PROBLEM TO WORK ON:
Search the material for the word "screenshot" and copy each line that holds it.
[START OF SOURCE DATA]
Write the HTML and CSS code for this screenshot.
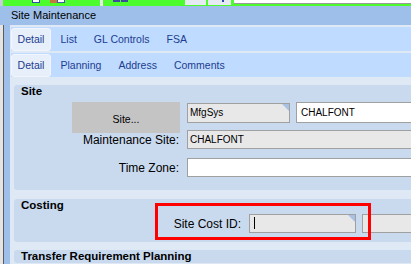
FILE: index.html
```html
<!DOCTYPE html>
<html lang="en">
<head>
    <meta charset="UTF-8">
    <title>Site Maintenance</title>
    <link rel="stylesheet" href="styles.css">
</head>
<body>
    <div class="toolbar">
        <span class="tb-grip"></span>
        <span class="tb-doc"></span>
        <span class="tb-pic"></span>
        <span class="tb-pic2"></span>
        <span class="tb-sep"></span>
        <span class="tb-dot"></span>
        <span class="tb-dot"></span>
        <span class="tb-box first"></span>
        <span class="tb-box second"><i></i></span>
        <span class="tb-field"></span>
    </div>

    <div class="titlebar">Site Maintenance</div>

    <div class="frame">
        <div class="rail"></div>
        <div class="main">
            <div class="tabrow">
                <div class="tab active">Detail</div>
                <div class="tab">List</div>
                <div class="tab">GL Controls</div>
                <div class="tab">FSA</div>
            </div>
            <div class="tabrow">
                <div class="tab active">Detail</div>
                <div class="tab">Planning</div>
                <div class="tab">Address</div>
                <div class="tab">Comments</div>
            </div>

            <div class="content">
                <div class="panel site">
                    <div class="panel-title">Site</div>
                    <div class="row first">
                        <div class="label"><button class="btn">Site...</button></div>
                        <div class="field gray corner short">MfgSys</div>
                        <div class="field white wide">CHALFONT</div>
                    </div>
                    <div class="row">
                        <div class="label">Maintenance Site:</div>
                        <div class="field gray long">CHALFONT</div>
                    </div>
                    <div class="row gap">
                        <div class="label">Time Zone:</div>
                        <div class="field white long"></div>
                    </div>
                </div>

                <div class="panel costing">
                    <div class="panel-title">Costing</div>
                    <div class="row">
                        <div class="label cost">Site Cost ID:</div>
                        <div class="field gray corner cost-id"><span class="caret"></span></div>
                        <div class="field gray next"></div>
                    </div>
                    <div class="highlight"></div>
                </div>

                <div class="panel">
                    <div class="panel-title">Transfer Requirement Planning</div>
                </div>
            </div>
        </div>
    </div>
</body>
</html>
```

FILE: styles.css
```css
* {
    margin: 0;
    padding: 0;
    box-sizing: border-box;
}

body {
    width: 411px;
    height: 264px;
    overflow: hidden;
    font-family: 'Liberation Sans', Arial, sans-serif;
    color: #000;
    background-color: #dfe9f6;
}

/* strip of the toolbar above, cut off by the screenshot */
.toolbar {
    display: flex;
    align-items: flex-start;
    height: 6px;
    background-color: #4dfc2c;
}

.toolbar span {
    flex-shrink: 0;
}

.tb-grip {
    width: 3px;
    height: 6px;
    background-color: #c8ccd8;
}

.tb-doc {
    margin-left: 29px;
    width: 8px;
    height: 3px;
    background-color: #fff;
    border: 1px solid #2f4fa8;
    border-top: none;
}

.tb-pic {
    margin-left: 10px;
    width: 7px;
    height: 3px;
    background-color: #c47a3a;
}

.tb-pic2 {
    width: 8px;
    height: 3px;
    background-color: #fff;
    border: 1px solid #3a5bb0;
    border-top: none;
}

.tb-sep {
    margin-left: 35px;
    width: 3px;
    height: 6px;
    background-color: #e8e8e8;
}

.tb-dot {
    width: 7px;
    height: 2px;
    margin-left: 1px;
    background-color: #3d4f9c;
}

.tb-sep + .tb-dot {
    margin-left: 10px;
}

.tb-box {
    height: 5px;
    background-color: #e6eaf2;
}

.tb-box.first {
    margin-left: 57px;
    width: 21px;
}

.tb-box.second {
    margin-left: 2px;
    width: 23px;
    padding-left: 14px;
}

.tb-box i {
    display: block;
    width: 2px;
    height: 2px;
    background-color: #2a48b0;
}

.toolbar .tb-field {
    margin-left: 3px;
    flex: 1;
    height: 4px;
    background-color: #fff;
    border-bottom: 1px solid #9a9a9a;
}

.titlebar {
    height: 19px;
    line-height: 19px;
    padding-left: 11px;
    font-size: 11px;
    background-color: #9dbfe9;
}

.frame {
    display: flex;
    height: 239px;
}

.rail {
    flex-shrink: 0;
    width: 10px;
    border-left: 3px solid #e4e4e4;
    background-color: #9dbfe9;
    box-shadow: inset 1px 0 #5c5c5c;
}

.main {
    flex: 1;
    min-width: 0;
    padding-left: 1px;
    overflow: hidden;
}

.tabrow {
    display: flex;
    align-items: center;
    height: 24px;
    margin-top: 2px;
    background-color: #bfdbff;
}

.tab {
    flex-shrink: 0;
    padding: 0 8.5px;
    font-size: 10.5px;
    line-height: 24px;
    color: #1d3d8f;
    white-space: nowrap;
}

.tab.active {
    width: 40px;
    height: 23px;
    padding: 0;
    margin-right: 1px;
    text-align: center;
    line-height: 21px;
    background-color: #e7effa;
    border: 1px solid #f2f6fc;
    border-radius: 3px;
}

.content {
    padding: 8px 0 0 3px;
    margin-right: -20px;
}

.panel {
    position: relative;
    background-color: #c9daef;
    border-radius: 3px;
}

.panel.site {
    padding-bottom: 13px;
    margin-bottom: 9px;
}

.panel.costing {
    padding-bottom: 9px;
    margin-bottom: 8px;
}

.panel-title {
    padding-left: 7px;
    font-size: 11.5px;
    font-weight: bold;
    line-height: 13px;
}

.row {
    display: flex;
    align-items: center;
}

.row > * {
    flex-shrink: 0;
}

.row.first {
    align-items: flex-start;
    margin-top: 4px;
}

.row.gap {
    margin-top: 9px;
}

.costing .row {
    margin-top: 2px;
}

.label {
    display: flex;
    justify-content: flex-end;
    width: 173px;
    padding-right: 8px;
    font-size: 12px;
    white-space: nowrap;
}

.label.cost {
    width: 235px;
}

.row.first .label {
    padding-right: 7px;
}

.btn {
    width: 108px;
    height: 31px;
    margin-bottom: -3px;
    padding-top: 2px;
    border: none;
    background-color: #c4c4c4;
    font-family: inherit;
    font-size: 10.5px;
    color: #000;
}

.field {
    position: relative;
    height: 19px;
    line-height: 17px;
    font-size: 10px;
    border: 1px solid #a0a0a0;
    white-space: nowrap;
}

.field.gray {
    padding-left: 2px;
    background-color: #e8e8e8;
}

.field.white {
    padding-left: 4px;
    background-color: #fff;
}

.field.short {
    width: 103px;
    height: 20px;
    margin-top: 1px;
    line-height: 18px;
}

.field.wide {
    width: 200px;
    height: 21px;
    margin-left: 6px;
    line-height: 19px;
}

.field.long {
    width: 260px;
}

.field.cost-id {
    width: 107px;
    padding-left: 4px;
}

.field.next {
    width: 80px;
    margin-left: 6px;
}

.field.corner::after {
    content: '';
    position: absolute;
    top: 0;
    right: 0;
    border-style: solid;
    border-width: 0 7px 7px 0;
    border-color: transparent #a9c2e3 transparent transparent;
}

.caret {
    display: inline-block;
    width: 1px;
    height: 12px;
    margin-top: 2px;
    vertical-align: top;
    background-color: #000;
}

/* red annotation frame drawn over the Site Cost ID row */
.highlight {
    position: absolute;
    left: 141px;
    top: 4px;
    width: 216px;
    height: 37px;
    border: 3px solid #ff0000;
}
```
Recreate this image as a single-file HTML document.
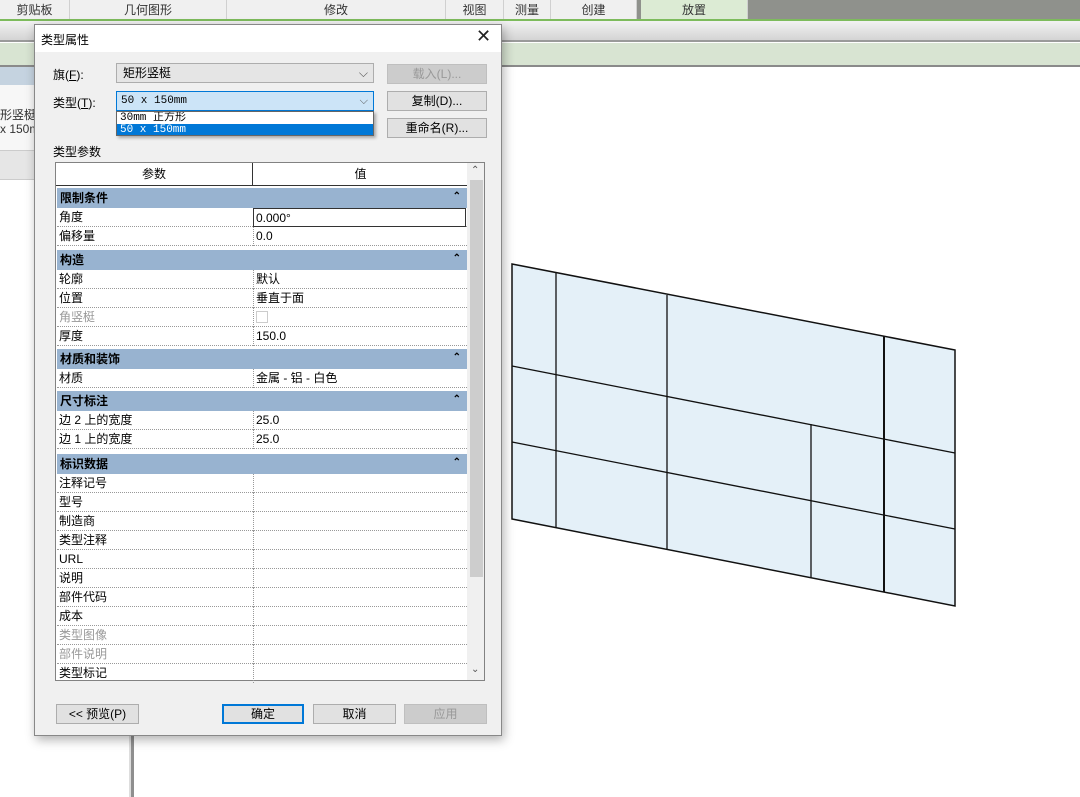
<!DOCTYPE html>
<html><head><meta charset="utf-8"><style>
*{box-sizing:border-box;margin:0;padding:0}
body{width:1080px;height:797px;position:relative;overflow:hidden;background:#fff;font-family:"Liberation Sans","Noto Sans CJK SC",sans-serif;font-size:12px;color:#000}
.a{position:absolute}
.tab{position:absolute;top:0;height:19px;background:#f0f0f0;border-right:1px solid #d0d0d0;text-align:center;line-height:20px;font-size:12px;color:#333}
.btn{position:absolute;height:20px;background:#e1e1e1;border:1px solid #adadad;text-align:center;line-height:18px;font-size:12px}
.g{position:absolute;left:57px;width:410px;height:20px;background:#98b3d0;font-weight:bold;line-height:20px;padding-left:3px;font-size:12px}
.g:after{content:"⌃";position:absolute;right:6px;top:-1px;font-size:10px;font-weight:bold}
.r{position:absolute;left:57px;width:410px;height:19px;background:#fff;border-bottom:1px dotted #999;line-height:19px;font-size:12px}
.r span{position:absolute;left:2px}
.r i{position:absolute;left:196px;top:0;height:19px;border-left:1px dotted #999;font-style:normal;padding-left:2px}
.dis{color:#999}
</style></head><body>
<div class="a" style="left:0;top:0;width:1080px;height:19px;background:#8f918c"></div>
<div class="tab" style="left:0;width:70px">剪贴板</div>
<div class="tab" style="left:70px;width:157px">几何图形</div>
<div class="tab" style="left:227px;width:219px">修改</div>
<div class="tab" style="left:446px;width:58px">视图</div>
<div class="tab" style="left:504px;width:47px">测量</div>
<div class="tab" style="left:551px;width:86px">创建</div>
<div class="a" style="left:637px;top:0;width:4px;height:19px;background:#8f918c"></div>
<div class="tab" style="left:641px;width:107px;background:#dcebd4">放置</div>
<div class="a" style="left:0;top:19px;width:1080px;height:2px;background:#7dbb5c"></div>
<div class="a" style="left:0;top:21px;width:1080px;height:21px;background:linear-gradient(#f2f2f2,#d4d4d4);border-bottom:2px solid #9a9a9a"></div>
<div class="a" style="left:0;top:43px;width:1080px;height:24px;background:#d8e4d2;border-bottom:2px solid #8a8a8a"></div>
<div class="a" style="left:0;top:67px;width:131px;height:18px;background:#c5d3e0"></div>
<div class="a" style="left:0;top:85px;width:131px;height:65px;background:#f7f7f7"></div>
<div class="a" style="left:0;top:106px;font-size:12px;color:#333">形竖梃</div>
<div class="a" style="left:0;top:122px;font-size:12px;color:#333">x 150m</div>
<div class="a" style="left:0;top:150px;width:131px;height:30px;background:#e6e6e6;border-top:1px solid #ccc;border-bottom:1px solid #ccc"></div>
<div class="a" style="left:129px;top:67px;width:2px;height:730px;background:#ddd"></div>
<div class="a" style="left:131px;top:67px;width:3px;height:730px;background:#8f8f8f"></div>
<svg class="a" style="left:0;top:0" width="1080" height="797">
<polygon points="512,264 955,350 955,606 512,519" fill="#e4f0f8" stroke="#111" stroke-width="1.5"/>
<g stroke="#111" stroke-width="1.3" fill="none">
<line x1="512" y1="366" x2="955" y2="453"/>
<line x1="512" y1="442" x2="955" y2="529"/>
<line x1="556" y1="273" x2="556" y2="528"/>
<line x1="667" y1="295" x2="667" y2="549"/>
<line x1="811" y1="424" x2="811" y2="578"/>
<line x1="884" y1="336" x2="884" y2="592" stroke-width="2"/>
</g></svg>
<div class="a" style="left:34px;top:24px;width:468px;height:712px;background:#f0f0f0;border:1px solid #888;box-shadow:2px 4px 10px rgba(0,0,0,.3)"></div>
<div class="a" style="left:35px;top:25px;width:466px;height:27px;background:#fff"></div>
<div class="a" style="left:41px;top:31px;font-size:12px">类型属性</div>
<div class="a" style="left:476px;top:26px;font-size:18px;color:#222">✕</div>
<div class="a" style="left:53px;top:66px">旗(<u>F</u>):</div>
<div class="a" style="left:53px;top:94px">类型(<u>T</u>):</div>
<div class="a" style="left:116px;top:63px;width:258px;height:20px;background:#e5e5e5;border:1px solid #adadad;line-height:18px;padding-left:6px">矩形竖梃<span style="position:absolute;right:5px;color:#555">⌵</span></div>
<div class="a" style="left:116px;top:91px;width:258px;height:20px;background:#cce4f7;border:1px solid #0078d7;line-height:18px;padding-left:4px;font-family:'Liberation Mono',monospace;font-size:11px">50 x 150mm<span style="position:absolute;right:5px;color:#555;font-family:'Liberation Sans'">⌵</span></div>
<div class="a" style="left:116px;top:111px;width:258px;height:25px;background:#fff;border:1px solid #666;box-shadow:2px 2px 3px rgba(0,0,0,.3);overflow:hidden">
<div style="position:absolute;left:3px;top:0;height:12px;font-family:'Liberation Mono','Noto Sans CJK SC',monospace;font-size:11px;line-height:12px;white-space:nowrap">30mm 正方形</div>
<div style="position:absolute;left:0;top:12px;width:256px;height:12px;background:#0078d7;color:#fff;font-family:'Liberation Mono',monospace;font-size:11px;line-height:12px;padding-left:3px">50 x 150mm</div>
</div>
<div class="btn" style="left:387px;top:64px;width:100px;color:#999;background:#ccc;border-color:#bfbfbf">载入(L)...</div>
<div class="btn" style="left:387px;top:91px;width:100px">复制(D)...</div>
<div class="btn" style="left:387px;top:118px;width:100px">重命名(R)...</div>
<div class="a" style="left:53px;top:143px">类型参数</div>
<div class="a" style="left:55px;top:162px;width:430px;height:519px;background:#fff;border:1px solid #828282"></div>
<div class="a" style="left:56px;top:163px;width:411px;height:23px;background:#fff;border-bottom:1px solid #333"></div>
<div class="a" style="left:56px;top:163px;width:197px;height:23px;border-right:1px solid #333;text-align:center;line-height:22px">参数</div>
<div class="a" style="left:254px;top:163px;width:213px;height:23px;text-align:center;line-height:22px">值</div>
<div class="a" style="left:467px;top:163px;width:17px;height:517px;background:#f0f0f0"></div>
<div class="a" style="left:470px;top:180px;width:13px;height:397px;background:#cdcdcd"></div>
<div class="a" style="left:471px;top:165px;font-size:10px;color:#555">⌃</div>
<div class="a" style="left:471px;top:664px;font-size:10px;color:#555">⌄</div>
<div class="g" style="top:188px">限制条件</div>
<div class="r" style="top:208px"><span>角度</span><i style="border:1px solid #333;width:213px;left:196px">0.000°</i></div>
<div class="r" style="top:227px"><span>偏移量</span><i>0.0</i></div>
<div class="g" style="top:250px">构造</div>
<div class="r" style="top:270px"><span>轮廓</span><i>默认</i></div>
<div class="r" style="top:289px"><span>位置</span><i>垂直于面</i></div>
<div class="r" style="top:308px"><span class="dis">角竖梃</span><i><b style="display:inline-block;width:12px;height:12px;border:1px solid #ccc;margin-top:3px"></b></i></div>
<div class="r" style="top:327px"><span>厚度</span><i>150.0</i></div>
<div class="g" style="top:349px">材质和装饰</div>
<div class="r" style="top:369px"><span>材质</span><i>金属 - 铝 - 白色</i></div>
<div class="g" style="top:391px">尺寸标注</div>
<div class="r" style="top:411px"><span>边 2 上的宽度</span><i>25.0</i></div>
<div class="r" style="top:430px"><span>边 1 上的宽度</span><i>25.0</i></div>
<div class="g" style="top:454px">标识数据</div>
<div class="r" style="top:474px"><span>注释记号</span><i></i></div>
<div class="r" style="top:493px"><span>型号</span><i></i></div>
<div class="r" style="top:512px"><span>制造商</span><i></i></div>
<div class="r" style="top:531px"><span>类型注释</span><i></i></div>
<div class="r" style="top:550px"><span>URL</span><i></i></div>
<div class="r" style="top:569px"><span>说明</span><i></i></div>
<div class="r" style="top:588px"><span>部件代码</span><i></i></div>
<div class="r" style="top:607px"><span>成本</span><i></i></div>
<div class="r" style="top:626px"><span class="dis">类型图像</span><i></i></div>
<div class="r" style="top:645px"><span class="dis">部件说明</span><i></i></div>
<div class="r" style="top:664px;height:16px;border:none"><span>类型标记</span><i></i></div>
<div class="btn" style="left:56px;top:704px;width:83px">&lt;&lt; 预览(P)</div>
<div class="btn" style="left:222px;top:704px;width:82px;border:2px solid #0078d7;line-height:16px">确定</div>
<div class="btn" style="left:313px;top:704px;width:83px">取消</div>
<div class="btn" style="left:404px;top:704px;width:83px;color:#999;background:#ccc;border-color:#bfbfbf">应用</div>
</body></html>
[END OF SOURCE DATA]
WRITTEN ANSWER:
Write the HTML and CSS code for this screenshot.
/* strip of the toolbar above, cut off by the screenshot */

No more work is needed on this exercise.